Note that HSK has been revised. The current HSK 3.0 framework introduced from 2021 is more demanding at each band, so HSK 4 under 3.0 is meaningfully harder than HSK 4 under 2.0. Ask directly whether the school's targets reference HSK 2.0 (older) or HSK 3.0 (current).

Teaching quality and native-speaker staffing

The teacher is the single largest determinant of Mandarin outcomes. The teaching of Mandarin to non-native speakers is a specialised craft. It is not the same as teaching Mandarin to Mandarin-speaking children, and it is not the same as teaching English to non-English speakers in reverse. The strongest international schools hire teachers with both native-level Mandarin and explicit training in teaching Chinese as a foreign language. The framework most often cited is TCSL (Teaching Chinese as a Second Language), with its associated university qualifications.

Native-speaker staffing matters for pronunciation and tone modelling, particularly in primary. Mandarin's four tones (plus the neutral) are difficult for non-native speakers to model reliably, and small inaccuracies in early primary embed into the child's pronunciation for years. Look for teachers who are native or near-native speakers, ideally from mainland China or Taiwan, with formal teaching qualifications. Beware of schools that staff Mandarin from non-native graduates of Mandarin university courses; the standards are typically lower and the tone modelling is rarely up to the task.

Faculty stability also matters. Mandarin teachers are in high demand globally, and turnover in this department is a known weakness at second-tier schools. A child who has three different Mandarin teachers across primary will progress noticeably more slowly than a child taught by one or two stable teachers across the same period. Ask about teacher tenure when you visit. For the broader teacher-quality conversation, see our piece on evaluating international school teachers.

The cities with the strongest non-immersion provision

Outside Greater China, the strongest second-language Mandarin provision in 2026 sits in three clusters. The first is the Asia hubs themselves, where local market expectation pushes even non-immersion schools to deliver Mandarin at a high standard. Singapore is the obvious example: every international school in Singapore teaches Mandarin to a standard most European or American schools would consider excellent. Hong Kong, Bangkok and Kuala Lumpur are similar, with widespread strong provision driven by regional demand.

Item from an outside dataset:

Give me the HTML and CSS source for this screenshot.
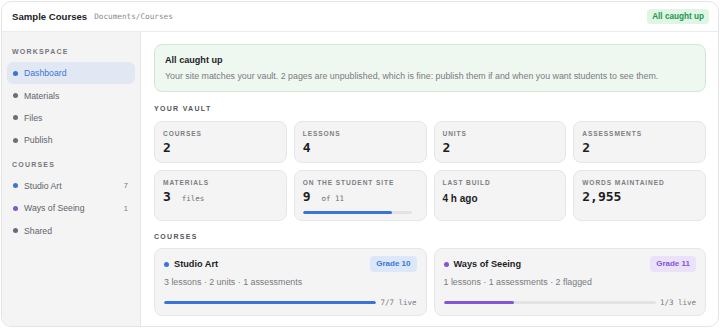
FILE: index.html
```html
<!DOCTYPE html>
<html lang="en">
<head>
    <meta charset="UTF-8">
    <meta name="viewport" content="width=device-width, initial-scale=1.0">
    <title>Sample Courses</title>
    <link rel="stylesheet" href="styles.css">
</head>
<body>
    <div class="app">
        <div class="topbar">
            <div class="brand">Sample Courses</div>
            <div class="path">Documents/Courses</div>
            <div class="status-pill">All caught up</div>
        </div>
        <div class="layout">
            <div class="sidebar">
                <div class="side-title">Workspace</div>
                <div class="nav-item active"><span class="dot blue"></span>Dashboard</div>
                <div class="nav-item"><span class="dot"></span>Materials</div>
                <div class="nav-item"><span class="dot"></span>Files</div>
                <div class="nav-item"><span class="dot"></span>Publish</div>
                <div class="side-title">Courses</div>
                <div class="nav-item"><span class="dot blue"></span>Studio Art<span class="count">7</span></div>
                <div class="nav-item"><span class="dot purple"></span>Ways of Seeing<span class="count">1</span></div>
                <div class="nav-item"><span class="dot slate"></span>Shared</div>
            </div>
            <div class="main">
                <div class="notice">
                    <div class="notice-title">All caught up</div>
                    <div class="notice-text">Your site matches your vault. 2 pages are unpublished, which is fine: publish them if and when you want students to see them.</div>
                </div>

                <div class="section-title">Your vault</div>
                <div class="stats">
                    <div class="stat">
                        <div class="stat-label">Courses</div>
                        <div class="stat-value">2</div>
                    </div>
                    <div class="stat">
                        <div class="stat-label">Lessons</div>
                        <div class="stat-value">4</div>
                    </div>
                    <div class="stat">
                        <div class="stat-label">Units</div>
                        <div class="stat-value">2</div>
                    </div>
                    <div class="stat">
                        <div class="stat-label">Assessments</div>
                        <div class="stat-value">2</div>
                    </div>
                    <div class="stat">
                        <div class="stat-label">Materials</div>
                        <div class="stat-value">3 <span class="stat-unit">files</span></div>
                    </div>
                    <div class="stat">
                        <div class="stat-label">On the student site</div>
                        <div class="stat-value">9 <span class="stat-unit">of 11</span></div>
                        <div class="bar small"><div class="bar-fill blue" style="width: 82%"></div></div>
                    </div>
                    <div class="stat">
                        <div class="stat-label">Last build</div>
                        <div class="stat-value sans">4 h ago</div>
                    </div>
                    <div class="stat">
                        <div class="stat-label">Words maintained</div>
                        <div class="stat-value">2,955</div>
                    </div>
                </div>

                <div class="section-title">Courses</div>
                <div class="courses">
                    <div class="course">
                        <div class="course-head">
                            <span class="dot blue"></span>
                            <span class="course-name">Studio Art</span>
                            <span class="grade blue-tag">Grade 10</span>
                        </div>
                        <div class="course-meta">3 lessons · 2 units · 1 assessments</div>
                        <div class="course-progress">
                            <div class="bar"><div class="bar-fill blue" style="width: 100%"></div></div>
                            <span class="live">7/7 live</span>
                        </div>
                    </div>
                    <div class="course">
                        <div class="course-head">
                            <span class="dot purple"></span>
                            <span class="course-name">Ways of Seeing</span>
                            <span class="grade purple-tag">Grade 11</span>
                        </div>
                        <div class="course-meta">1 lessons · 1 assessments · 2 flagged</div>
                        <div class="course-progress">
                            <div class="bar"><div class="bar-fill purple" style="width: 33%"></div></div>
                            <span class="live">1/3 live</span>
                        </div>
                    </div>
                </div>
            </div>
        </div>
    </div>
</body>
</html>
```

FILE: styles.css
```css
body {
    margin: 0;
    padding: 1px 1px 0 1px;
    background-color: #ffffff;
    font-family: "Liberation Sans", Arial, sans-serif;
    color: #1d1d1f;
}
.app {
    height: 324px;
    border: 1px solid #e4e4e6;
    border-radius: 10px;
    overflow: hidden;
    display: flex;
    flex-direction: column;
    background-color: #fff;
}
.topbar {
    height: 29px;
    flex: none;
    display: flex;
    align-items: center;
    padding: 0 9px 0 10px;
    border-bottom: 1px solid #ececee;
}
.brand {
    font-weight: bold;
    font-size: 9.6px;
}
.path {
    margin-left: 7px;
    font-family: "DejaVu Sans Mono", monospace;
    font-size: 7.7px;
    color: #8a8a8e;
}
.status-pill {
    margin-left: auto;
    background-color: #dff5e5;
    color: #23954b;
    font-weight: bold;
    font-size: 8.2px;
    line-height: 15px;
    padding: 0 5px;
    border-radius: 4px;
}
.layout {
    flex: 1;
    display: flex;
    min-height: 0;
}
.sidebar {
    width: 139px;
    flex: none;
    background-color: #f4f4f5;
    border-right: 1px solid #e6e6e8;
    padding: 15px 5px 0 5px;
    box-sizing: border-box;
}
.side-title {
    font-size: 7px;
    line-height: 9px;
    font-weight: bold;
    letter-spacing: 1.2px;
    text-transform: uppercase;
    color: #76767b;
    padding: 0 5px;
    margin-bottom: 6px;
}
.nav-item + .side-title {
    margin-top: 8px;
}
.nav-item {
    display: flex;
    align-items: center;
    height: 22.4px;
    padding: 0 7px 0 6px;
    font-size: 8.7px;
    color: #636368;
    border-radius: 6px;
}
.nav-item.active {
    background-color: #e2e8f3;
    color: #3b74d9;
}
.nav-item .dot {
    margin-right: 6px;
}
.count {
    margin-left: auto;
    font-size: 7.5px;
    color: #77777c;
}
.dot {
    width: 5px;
    height: 5px;
    border-radius: 50%;
    background-color: #6e6e73;
    display: inline-block;
    flex: none;
}
.dot.blue { background-color: #3b74d9; }
.dot.purple { background-color: #8356d6; }
.dot.slate { background-color: #646b7c; }

.main {
    flex: 1;
    padding: 12px 12px 0 13px;
    min-width: 0;
}
.notice {
    background-color: #eef8f1;
    border: 1px solid #cfe8d6;
    border-radius: 8px;
    padding: 9px 10px;
}
.notice-title {
    font-weight: bold;
    font-size: 9.1px;
    line-height: 13px;
    margin-bottom: 3px;
}
.notice-text {
    font-size: 8.85px;
    line-height: 12px;
    color: #7a7a7f;
}
.section-title {
    font-size: 7px;
    line-height: 9px;
    font-weight: bold;
    letter-spacing: 1.3px;
    text-transform: uppercase;
    color: #55555a;
    margin: 12px 0 8px 0;
}
.stats + .section-title {
    margin: 11px 0 7px 0;
}
.stats {
    display: grid;
    grid-template-columns: repeat(4, 1fr);
    gap: 7px;
}
.stat {
    background-color: #f4f4f5;
    border: 1px solid #e6e6e8;
    border-radius: 8px;
    padding: 7px 8px 6px 8px;
}
.stat-label {
    font-size: 6.6px;
    line-height: 9px;
    font-weight: bold;
    letter-spacing: 0.9px;
    text-transform: uppercase;
    color: #7d7d82;
    margin-bottom: 2px;
}
.stat-value {
    font-family: "DejaVu Sans Mono", monospace;
    font-weight: bold;
    font-size: 13px;
    line-height: 16px;
}
.stat-value.sans {
    font-family: "Liberation Sans", Arial, sans-serif;
    font-size: 10px;
    padding-top: 2px;
}
.stat-unit {
    font-weight: normal;
    font-size: 7.5px;
    color: #6e6e73;
    margin-left: 3px;
}
.bar {
    height: 3px;
    background-color: #e3e3e6;
    border-radius: 2px;
    overflow: hidden;
}
.bar.small {
    margin-top: 4px;
    margin-right: 6px;
}
.bar-fill {
    height: 100%;
    border-radius: 2px;
}
.bar-fill.blue { background-color: #3b74d9; }
.bar-fill.purple { background-color: #8356d6; }

.courses {
    display: grid;
    grid-template-columns: 1fr 1fr;
    gap: 7px;
}
.course {
    background-color: #f4f4f5;
    border: 1px solid #e6e6e8;
    border-radius: 8px;
    padding: 7px 9px 8px 9px;
}
.course-head {
    display: flex;
    align-items: center;
    height: 16px;
}
.course-head .dot {
    margin: 0 5px 0 0;
}
.course-name {
    font-weight: bold;
    font-size: 9.2px;
}
.grade {
    margin-left: auto;
    font-size: 8px;
    line-height: 16px;
    font-weight: bold;
    padding: 0 6px;
    border-radius: 4px;
}
.blue-tag {
    background-color: #dce7fa;
    color: #3b74d9;
}
.purple-tag {
    background-color: #ebe2fa;
    color: #8356d6;
}
.course-meta {
    font-size: 8.85px;
    line-height: 12px;
    color: #7a7a7f;
    margin-top: 4px;
}
.course-progress {
    display: flex;
    align-items: center;
    gap: 4px;
    height: 10px;
    margin-top: 9px;
}
.course-progress .bar {
    flex: 1;
}
.live {
    font-family: "DejaVu Sans Mono", monospace;
    font-size: 7.5px;
    color: #7a7a7f;
}
```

The second cluster sits in Europe's most cosmopolitan capitals. London, Paris, Geneva and Zurich all have international schools with rigorous Mandarin programmes, often delivered to families with explicit Asia-facing career plans. The strongest of these schools deliver Mandarin to A-Level or IB Higher Level with cohorts large enough to support genuine teaching depth.

The third cluster is the Gulf, where Mandarin has grown rapidly as Chinese commercial relationships have expanded. Dubai and Abu Dhabi schools have moved Mandarin from optional add-on to mainstream second-language offer at the better-resourced flagships, with Doha and Riyadh following close behind.

Questions to ask in admissions visits

The marketing material will tell you that the school teaches Mandarin. The visit is where you find out at what level. Ask these questions and listen for the depth of the answer. How many hours of Mandarin a week at each year group, and is this in the main timetable or after school? How many full-time Mandarin teachers are on staff, and what proportion are native speakers with formal teaching qualifications? What proficiency band do typical leavers reach (HSK or IGCSE)? Does the school offer A-Level Mandarin or IB Mandarin at higher level, and how many candidates sit each year?

Ask to see a Mandarin lesson if you can. The quality of the instruction is visible to a parent within five minutes even without speaking the language. Look for active participation, individual practice, character work, tone modelling and pace. A class of 25 children copying characters silently while the teacher walks the aisles is not a strong lesson. A class of 12 children taking turns reading short dialogues aloud with corrective feedback is.

Finally, ask what happens for children who arrive with no Mandarin at year 5, 7 or 9. The strongest schools have entry pathways for late starters that allow them to catch up and join the main stream. Weaker schools either deny entry to Mandarin or stream late starters indefinitely. The presence of a credible late-starter pathway is a useful signal about overall departmental seriousness.

Frequently asked questions

How many hours of Mandarin a week should I look for?

A serious second-language Mandarin programme delivers at least three hours of timetabled lessons a week from primary onwards, with five hours weekly from upper primary if the school expects HSK 3 or above by age 11. Anything below two hours weekly is enrichment rather than language acquisition.

Is HSK or IGCSE Mandarin the better target?

HSK is the official Chinese government proficiency framework with six bands and is the standard target for non-immersion programmes. IGCSE Mandarin and A-Level Mandarin sit within the British curriculum stream and are more useful for university applications outside Asia. Many strong international schools deliver both.

Can a child reach fluency from second-language lessons alone?

Realistically, no. Second-language programmes can build a strong foundation, HSK 3 to HSK 5 by sixth form, but conversational fluency typically requires either immersion years, family use at home, or extended time in a Mandarin-speaking environment such as a summer programme in China or Taiwan.

Does my child need to learn characters or just pinyin?

Characters. Pinyin is the romanisation system used to teach pronunciation and is essential as a scaffold, but reading Mandarin requires characters. Any credible programme introduces character writing from the start of formal lessons, typically around age 6 or 7, and builds character stock steadily through primary.